━━━━━ TASK INPUT
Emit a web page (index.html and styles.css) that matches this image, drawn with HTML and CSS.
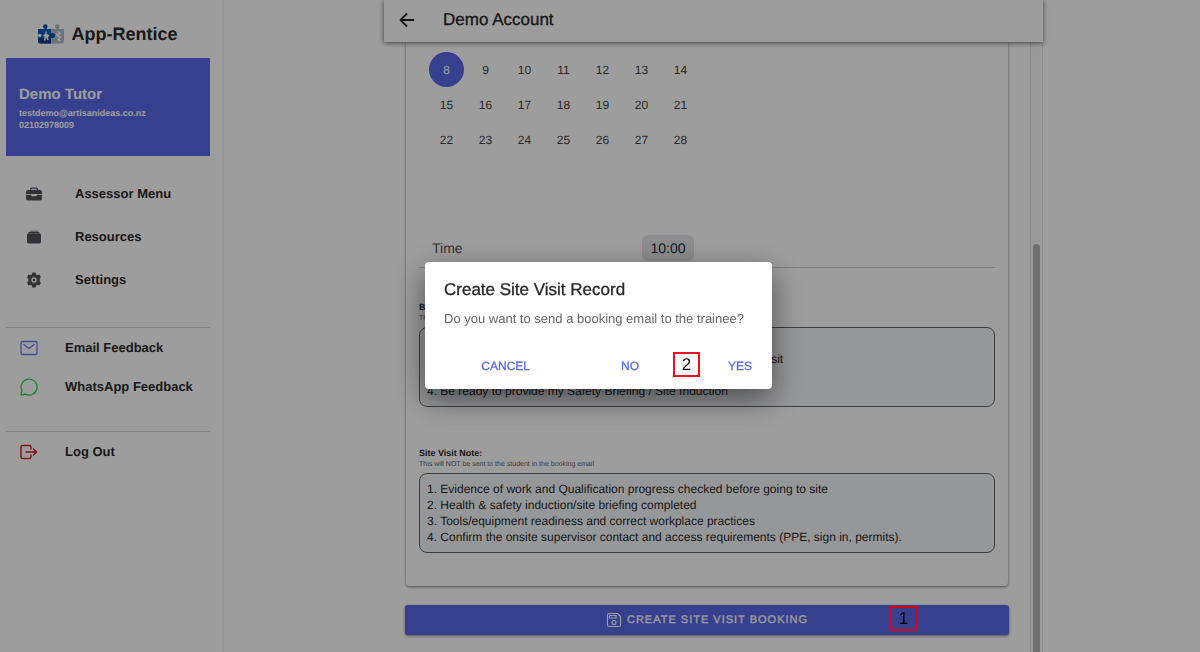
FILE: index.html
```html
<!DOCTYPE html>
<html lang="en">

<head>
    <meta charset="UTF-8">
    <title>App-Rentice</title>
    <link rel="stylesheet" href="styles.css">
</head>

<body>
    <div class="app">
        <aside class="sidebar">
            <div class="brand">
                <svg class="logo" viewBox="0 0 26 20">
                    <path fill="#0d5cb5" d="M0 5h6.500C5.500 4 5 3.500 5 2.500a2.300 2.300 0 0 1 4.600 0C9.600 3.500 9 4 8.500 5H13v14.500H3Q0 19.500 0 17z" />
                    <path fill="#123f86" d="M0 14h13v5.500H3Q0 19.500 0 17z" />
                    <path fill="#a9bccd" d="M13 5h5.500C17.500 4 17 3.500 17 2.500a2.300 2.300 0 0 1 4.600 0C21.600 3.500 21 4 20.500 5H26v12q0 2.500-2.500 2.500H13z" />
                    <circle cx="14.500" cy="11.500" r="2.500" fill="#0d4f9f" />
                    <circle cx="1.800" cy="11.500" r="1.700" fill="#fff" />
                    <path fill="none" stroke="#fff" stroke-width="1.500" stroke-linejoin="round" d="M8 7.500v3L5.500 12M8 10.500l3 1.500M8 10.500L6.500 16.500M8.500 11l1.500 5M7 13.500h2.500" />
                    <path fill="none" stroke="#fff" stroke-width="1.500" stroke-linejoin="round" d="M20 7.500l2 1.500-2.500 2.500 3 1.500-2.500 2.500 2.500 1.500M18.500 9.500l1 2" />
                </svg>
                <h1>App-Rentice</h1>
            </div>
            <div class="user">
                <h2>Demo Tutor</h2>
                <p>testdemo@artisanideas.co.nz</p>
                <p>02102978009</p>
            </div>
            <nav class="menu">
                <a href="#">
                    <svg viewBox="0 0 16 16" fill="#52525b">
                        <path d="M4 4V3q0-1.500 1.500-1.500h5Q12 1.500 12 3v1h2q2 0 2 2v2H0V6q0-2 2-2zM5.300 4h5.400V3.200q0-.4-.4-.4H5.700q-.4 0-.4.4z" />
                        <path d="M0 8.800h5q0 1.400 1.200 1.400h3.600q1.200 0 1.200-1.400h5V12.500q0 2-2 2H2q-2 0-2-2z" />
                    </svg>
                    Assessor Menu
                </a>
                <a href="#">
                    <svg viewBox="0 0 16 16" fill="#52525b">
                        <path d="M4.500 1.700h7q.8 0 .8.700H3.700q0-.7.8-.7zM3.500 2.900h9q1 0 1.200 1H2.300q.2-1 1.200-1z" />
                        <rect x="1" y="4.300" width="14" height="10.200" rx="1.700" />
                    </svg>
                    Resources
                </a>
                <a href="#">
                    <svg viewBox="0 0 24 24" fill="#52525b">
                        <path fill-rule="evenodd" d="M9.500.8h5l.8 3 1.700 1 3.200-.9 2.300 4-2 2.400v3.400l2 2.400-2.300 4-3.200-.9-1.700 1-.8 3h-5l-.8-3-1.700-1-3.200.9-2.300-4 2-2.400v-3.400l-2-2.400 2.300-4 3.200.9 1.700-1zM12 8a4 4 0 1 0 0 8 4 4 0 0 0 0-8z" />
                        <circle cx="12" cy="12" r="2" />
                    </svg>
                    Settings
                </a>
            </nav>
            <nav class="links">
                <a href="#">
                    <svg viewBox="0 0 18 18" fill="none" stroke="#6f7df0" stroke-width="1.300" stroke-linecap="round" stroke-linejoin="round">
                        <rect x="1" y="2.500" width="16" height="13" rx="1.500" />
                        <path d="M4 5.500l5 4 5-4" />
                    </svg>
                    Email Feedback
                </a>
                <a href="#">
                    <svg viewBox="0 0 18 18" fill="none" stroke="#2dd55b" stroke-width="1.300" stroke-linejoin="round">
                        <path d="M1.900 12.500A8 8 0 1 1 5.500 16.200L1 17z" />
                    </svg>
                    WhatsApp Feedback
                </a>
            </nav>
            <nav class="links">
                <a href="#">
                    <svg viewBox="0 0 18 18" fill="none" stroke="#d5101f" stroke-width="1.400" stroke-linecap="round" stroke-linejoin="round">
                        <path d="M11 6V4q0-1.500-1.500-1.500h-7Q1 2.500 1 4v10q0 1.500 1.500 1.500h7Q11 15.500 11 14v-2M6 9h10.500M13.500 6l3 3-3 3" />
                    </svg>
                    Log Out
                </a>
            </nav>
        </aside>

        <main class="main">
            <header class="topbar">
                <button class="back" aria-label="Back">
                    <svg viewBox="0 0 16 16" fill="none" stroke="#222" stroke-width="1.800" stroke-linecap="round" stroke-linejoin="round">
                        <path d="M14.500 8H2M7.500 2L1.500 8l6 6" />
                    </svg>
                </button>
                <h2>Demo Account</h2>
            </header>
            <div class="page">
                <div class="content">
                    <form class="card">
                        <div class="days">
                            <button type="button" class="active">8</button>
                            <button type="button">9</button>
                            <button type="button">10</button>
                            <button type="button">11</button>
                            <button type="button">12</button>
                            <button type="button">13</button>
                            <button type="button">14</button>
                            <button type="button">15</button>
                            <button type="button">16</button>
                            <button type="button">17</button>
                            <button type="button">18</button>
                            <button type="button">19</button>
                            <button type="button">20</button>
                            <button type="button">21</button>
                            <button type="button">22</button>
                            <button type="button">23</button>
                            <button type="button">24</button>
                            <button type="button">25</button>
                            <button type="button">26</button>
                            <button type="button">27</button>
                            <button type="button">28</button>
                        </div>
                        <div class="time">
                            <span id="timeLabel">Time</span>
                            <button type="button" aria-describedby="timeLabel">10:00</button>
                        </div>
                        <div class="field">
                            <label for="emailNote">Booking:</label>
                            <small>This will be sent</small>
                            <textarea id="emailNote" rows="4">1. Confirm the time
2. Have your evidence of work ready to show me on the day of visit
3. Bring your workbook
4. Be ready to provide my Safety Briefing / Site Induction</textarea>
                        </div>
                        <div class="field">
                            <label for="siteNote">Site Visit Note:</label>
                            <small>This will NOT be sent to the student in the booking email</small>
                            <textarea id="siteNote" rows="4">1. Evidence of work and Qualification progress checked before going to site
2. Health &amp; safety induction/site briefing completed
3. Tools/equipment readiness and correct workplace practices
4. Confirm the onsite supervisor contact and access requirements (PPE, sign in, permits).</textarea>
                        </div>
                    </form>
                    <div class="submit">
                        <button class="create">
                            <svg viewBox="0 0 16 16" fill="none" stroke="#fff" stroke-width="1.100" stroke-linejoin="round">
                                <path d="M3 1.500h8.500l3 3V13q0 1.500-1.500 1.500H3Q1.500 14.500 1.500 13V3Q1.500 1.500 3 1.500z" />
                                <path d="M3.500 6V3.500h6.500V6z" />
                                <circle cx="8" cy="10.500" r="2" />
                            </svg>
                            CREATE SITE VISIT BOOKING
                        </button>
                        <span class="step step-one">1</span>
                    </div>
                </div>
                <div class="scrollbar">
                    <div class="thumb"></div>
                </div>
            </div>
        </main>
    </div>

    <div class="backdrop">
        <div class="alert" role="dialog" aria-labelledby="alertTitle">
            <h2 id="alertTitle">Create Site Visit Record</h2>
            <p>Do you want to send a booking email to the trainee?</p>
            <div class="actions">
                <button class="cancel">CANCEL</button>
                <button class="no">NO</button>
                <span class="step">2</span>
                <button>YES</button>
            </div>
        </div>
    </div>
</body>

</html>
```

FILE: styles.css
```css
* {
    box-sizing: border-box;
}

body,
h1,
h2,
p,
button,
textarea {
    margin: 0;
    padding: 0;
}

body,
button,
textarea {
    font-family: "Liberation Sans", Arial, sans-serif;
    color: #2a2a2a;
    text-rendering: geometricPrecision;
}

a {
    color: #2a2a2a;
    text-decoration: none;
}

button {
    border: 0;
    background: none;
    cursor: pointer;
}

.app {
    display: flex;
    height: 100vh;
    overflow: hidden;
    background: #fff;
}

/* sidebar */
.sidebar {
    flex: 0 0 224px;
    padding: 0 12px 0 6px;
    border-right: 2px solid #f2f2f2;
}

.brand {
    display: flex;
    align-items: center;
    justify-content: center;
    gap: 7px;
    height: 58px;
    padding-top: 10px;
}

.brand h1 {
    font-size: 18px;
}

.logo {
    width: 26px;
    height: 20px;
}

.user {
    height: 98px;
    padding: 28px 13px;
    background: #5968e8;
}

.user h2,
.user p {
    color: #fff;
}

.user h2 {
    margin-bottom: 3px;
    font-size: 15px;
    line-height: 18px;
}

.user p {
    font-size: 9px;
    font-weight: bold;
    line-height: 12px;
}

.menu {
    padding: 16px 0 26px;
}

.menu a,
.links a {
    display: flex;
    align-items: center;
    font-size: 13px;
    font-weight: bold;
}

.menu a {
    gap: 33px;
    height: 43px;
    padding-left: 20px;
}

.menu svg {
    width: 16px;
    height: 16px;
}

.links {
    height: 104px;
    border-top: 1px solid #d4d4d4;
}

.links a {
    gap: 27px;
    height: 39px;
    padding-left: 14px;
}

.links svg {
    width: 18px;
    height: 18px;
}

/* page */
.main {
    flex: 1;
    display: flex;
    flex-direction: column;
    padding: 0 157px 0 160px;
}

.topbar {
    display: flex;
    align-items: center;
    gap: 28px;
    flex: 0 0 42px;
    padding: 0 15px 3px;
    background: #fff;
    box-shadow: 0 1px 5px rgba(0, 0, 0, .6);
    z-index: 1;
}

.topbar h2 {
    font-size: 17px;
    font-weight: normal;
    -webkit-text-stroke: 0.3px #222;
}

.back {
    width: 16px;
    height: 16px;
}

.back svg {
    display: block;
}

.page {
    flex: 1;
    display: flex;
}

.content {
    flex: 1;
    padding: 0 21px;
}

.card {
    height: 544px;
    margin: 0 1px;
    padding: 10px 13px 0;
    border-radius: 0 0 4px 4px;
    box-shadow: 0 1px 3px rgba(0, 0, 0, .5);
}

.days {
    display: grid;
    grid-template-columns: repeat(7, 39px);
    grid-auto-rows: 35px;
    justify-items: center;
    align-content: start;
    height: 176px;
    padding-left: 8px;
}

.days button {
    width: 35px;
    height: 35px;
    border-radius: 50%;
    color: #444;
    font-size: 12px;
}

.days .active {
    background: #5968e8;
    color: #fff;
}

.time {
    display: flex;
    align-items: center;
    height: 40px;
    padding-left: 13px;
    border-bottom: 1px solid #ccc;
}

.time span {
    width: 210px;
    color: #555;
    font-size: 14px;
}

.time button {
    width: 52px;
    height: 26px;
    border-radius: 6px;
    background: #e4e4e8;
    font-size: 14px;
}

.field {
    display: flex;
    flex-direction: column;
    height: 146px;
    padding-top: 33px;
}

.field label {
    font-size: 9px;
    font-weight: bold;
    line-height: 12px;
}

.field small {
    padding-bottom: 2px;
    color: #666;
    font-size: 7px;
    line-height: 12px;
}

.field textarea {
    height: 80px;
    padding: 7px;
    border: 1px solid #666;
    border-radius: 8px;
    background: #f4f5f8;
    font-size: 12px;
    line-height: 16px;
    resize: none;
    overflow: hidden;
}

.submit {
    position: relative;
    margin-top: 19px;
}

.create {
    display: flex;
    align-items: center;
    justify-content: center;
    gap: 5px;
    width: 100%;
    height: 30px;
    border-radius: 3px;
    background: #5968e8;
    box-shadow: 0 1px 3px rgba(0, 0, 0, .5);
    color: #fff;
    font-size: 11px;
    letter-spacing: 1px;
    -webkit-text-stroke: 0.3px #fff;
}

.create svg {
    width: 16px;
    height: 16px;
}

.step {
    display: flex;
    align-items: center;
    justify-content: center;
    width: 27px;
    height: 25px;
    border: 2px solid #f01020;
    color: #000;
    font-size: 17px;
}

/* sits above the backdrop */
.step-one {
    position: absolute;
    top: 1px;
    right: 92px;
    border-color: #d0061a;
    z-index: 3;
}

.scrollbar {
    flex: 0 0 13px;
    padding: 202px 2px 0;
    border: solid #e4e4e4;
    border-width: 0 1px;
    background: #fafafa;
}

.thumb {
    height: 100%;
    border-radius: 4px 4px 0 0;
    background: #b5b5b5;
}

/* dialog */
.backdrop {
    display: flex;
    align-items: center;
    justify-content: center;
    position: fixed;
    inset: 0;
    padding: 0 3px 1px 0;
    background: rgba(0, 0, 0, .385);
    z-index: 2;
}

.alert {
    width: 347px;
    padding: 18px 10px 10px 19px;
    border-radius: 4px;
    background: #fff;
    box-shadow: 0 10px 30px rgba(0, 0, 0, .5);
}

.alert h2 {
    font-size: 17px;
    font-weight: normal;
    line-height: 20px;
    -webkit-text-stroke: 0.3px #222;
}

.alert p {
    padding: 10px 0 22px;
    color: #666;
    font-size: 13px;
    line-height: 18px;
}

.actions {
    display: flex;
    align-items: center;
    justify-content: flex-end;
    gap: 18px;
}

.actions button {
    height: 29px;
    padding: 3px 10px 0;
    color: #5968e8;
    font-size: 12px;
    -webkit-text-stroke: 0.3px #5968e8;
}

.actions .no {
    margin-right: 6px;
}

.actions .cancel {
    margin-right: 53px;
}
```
━━━━━━━━━━
━━━━━ TASK INPUT
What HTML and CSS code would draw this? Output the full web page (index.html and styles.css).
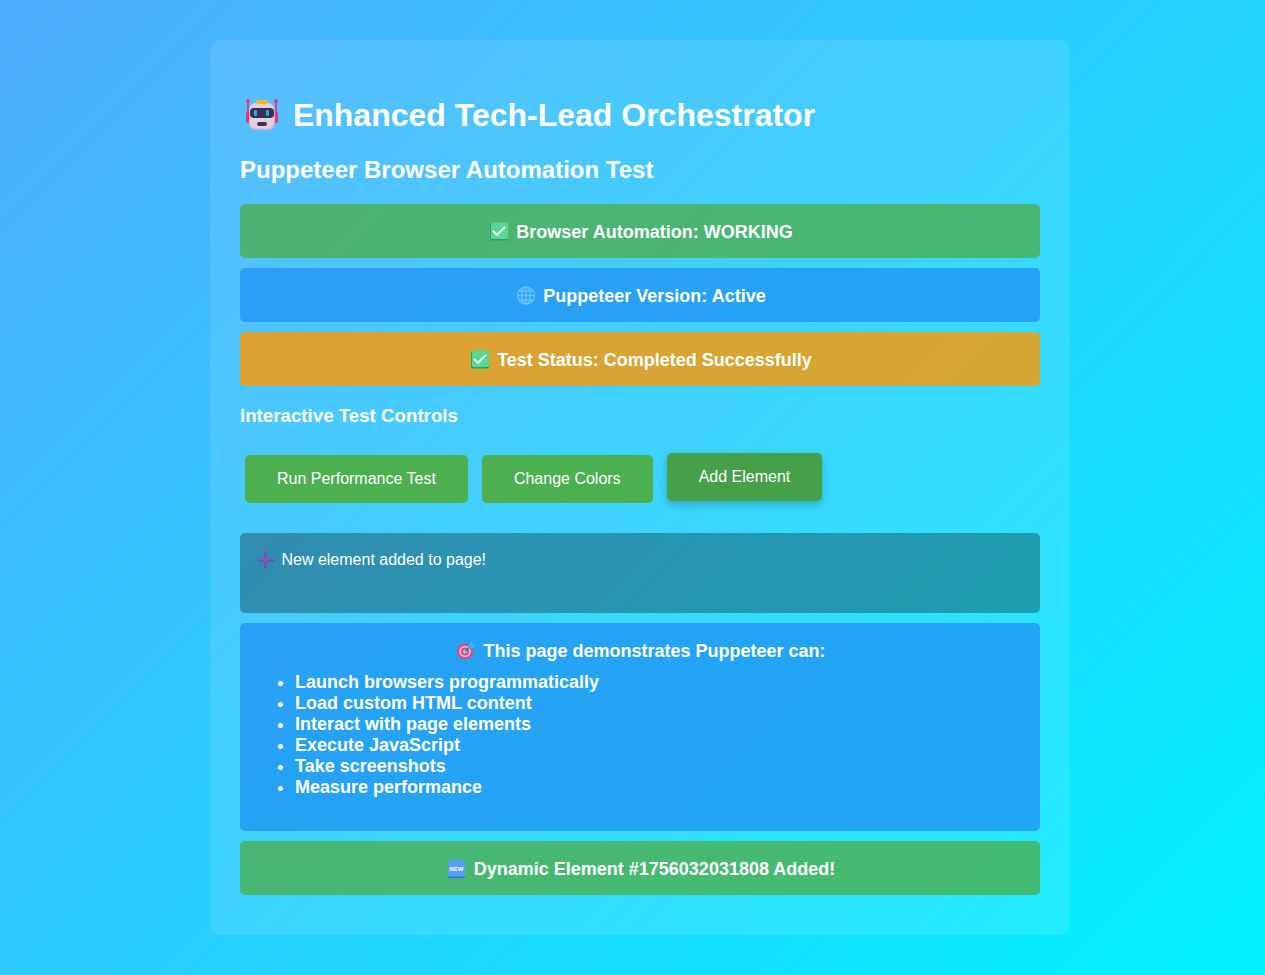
━━━━━━━━━━
GIVEN REQUEST » Isolate the lines that hold the word "page" and copy all of them.

RESULT OF THIS EXERCISE »
Emit a web page (index.html and styles.css) that matches this image, drawn with HTML and CSS.
            <div class="page">
/* page */
.page {
What HTML and CSS code would draw this? Output the full web page (index.html and styles.css).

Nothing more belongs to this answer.